OBJECTIVE - Set down the data below without change, skipping the pictures it holds.

PROVIDED MATERIAL -
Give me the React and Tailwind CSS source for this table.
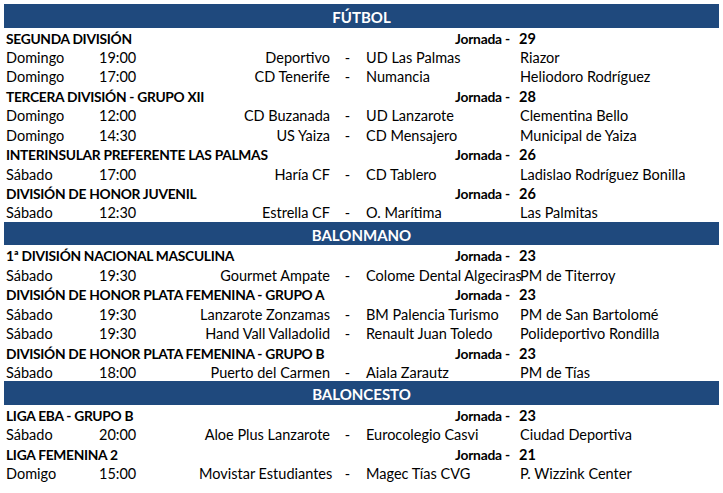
import React from "react";

const sections = [
  {
    name: "FÚTBOL",
    leagues: [
      {
        title: "SEGUNDA DIVISIÓN",
        jornada: "29",
        games: [
          ["Domingo", "19:00", "Deportivo", "UD Las Palmas", "Riazor"],
          ["Domingo", "17:00", "CD Tenerife", "Numancia", "Heliodoro Rodríguez"],
        ],
      },
      {
        title: "TERCERA DIVISIÓN - GRUPO XII",
        jornada: "28",
        games: [
          ["Domingo", "12:00", "CD Buzanada", "UD Lanzarote", "Clementina Bello"],
          ["Domingo", "14:30", "US Yaiza", "CD Mensajero", "Municipal de Yaiza"],
        ],
      },
      {
        title: "INTERINSULAR PREFERENTE LAS PALMAS",
        jornada: "26",
        games: [["Sábado", "17:00", "Haría CF", "CD Tablero", "Ladislao Rodríguez Bonilla"]],
      },
      {
        title: "DIVISIÓN DE HONOR JUVENIL",
        jornada: "26",
        games: [["Sábado", "12:30", "Estrella CF", "O. Marítima", "Las Palmitas"]],
      },
    ],
  },
  {
    name: "BALONMANO",
    leagues: [
      {
        title: "1ª DIVISIÓN NACIONAL MASCULINA",
        jornada: "23",
        games: [["Sábado", "19:30", "Gourmet Ampate", "Colome Dental Algeciras", "PM de Titerroy"]],
      },
      {
        title: "DIVISIÓN DE HONOR PLATA FEMENINA - GRUPO A",
        jornada: "23",
        games: [
          ["Sábado", "19:30", "Lanzarote Zonzamas", "BM Palencia Turismo", "PM de San Bartolomé"],
          ["Sábado", "19:30", "Hand Vall Valladolid", "Renault Juan Toledo", "Polideportivo Rondilla"],
        ],
      },
      {
        title: "DIVISIÓN DE HONOR PLATA FEMENINA - GRUPO B",
        jornada: "23",
        games: [["Sábado", "18:00", "Puerto del Carmen", "Aiala Zarautz", "PM de Tías"]],
      },
    ],
  },
  {
    name: "BALONCESTO",
    leagues: [
      {
        title: "LIGA EBA - GRUPO B",
        jornada: "23",
        games: [["Sábado", "20:00", "Aloe Plus Lanzarote", "Eurocolegio Casvi", "Ciudad Deportiva"]],
      },
      {
        title: "LIGA FEMENINA 2",
        jornada: "21",
        games: [["Domigo", "15:00", "Movistar Estudiantes", "Magec Tías CVG", "P. Wizzink Center"]],
      },
    ],
  },
];

const cols = "grid grid-cols-[93px_100px_132px_33px_154px_1fr] h-[19.45px] whitespace-nowrap";

export default function App() {
  return (
    <div className="bg-white w-[723px] h-[493px] overflow-hidden text-black text-[14.5px] leading-none" style={{ fontFamily: "Lato, 'Open Sans', sans-serif" }}>
      <div className="pt-[4px] pl-[4px] w-[719px]">
        {sections.map((s) => (
          <div key={s.name}>
            <div className="h-[23.5px] pt-[3px] bg-[#1f497d] text-white font-bold text-[15px] flex items-center justify-center">
              {s.name}
            </div>
            <div className="pl-[2px]">
              {s.leagues.map((l) => (
                <div key={l.title}>
                  <div className={cols + " pt-[4px] items-baseline font-bold text-[13.8px]"}>
                    <div className="col-span-4 tracking-[-0.3px]">{l.title}</div>
                    <div className="text-right pr-[8px] tracking-[-0.2px]">Jornada -</div>
                    <div className="pl-[1px] text-[14.5px]">{l.jornada}</div>
                  </div>
                  {l.games.map((g, i) => (
                    <div key={i} className={cols + " pt-[3px] items-center"}>
                      <div>{g[0]}</div>
                      <div>{g[1]}</div>
                      <div className="text-right pr-[1px]">{g[2]}</div>
                      <div className="text-center">-</div>
                      <div className="pl-[2px]">{g[3]}</div>
                      <div className="pl-[2px]">{g[4]}</div>
                    </div>
                  ))}
                </div>
              ))}
            </div>
          </div>
        ))}
      </div>
    </div>
  );
}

EXERCISE RESULT -
Give me the React and Tailwind CSS source for this table.
import React from "react";

const sections = [
  {
    name: "FÚTBOL",
    leagues: [
      {
        title: "SEGUNDA DIVISIÓN",
        jornada: "29",
        games: [
          ["Domingo", "19:00", "Deportivo", "UD Las Palmas", "Riazor"],
          ["Domingo", "17:00", "CD Tenerife", "Numancia", "Heliodoro Rodríguez"],
        ],
      },
      {
        title: "TERCERA DIVISIÓN - GRUPO XII",
        jornada: "28",
        games: [
          ["Domingo", "12:00", "CD Buzanada", "UD Lanzarote", "Clementina Bello"],
          ["Domingo", "14:30", "US Yaiza", "CD Mensajero", "Municipal de Yaiza"],
        ],
      },
      {
        title: "INTERINSULAR PREFERENTE LAS PALMAS",
        jornada: "26",
        games: [["Sábado", "17:00", "Haría CF", "CD Tablero", "Ladislao Rodríguez Bonilla"]],
      },
      {
        title: "DIVISIÓN DE HONOR JUVENIL",
        jornada: "26",
        games: [["Sábado", "12:30", "Estrella CF", "O. Marítima", "Las Palmitas"]],
      },
    ],
  },
  {
    name: "BALONMANO",
    leagues: [
      {
        title: "1ª DIVISIÓN NACIONAL MASCULINA",
        jornada: "23",
        games: [["Sábado", "19:30", "Gourmet Ampate", "Colome Dental Algeciras", "PM de Titerroy"]],
      },
      {
        title: "DIVISIÓN DE HONOR PLATA FEMENINA - GRUPO A",
        jornada: "23",
        games: [
          ["Sábado", "19:30", "Lanzarote Zonzamas", "BM Palencia Turismo", "PM de San Bartolomé"],
          ["Sábado", "19:30", "Hand Vall Valladolid", "Renault Juan Toledo", "Polideportivo Rondilla"],
        ],
      },
      {
        title: "DIVISIÓN DE HONOR PLATA FEMENINA - GRUPO B",
        jornada: "23",
        games: [["Sábado", "18:00", "Puerto del Carmen", "Aiala Zarautz", "PM de Tías"]],
      },
    ],
  },
  {
    name: "BALONCESTO",
    leagues: [
      {
        title: "LIGA EBA - GRUPO B",
        jornada: "23",
        games: [["Sábado", "20:00", "Aloe Plus Lanzarote", "Eurocolegio Casvi", "Ciudad Deportiva"]],
      },
      {
        title: "LIGA FEMENINA 2",
        jornada: "21",
        games: [["Domigo", "15:00", "Movistar Estudiantes", "Magec Tías CVG", "P. Wizzink Center"]],
      },
    ],
  },
];

const cols = "grid grid-cols-[93px_100px_132px_33px_154px_1fr] h-[19.45px] whitespace-nowrap";

export default function App() {
  return (
    <div className="bg-white w-[723px] h-[493px] overflow-hidden text-black text-[14.5px] leading-none" style={{ fontFamily: "Lato, 'Open Sans', sans-serif" }}>
      <div className="pt-[4px] pl-[4px] w-[719px]">
        {sections.map((s) => (
          <div key={s.name}>
            <div className="h-[23.5px] pt-[3px] bg-[#1f497d] text-white font-bold text-[15px] flex items-center justify-center">
              {s.name}
            </div>
            <div className="pl-[2px]">
              {s.leagues.map((l) => (
                <div key={l.title}>
                  <div className={cols + " pt-[4px] items-baseline font-bold text-[13.8px]"}>
                    <div className="col-span-4 tracking-[-0.3px]">{l.title}</div>
                    <div className="text-right pr-[8px] tracking-[-0.2px]">Jornada -</div>
                    <div className="pl-[1px] text-[14.5px]">{l.jornada}</div>
                  </div>
                  {l.games.map((g, i) => (
                    <div key={i} className={cols + " pt-[3px] items-center"}>
                      <div>{g[0]}</div>
                      <div>{g[1]}</div>
                      <div className="text-right pr-[1px]">{g[2]}</div>
                      <div className="text-center">-</div>
                      <div className="pl-[2px]">{g[3]}</div>
                      <div className="pl-[2px]">{g[4]}</div>
                    </div>
                  ))}
                </div>
              ))}
            </div>
          </div>
        ))}
      </div>
    </div>
  );
}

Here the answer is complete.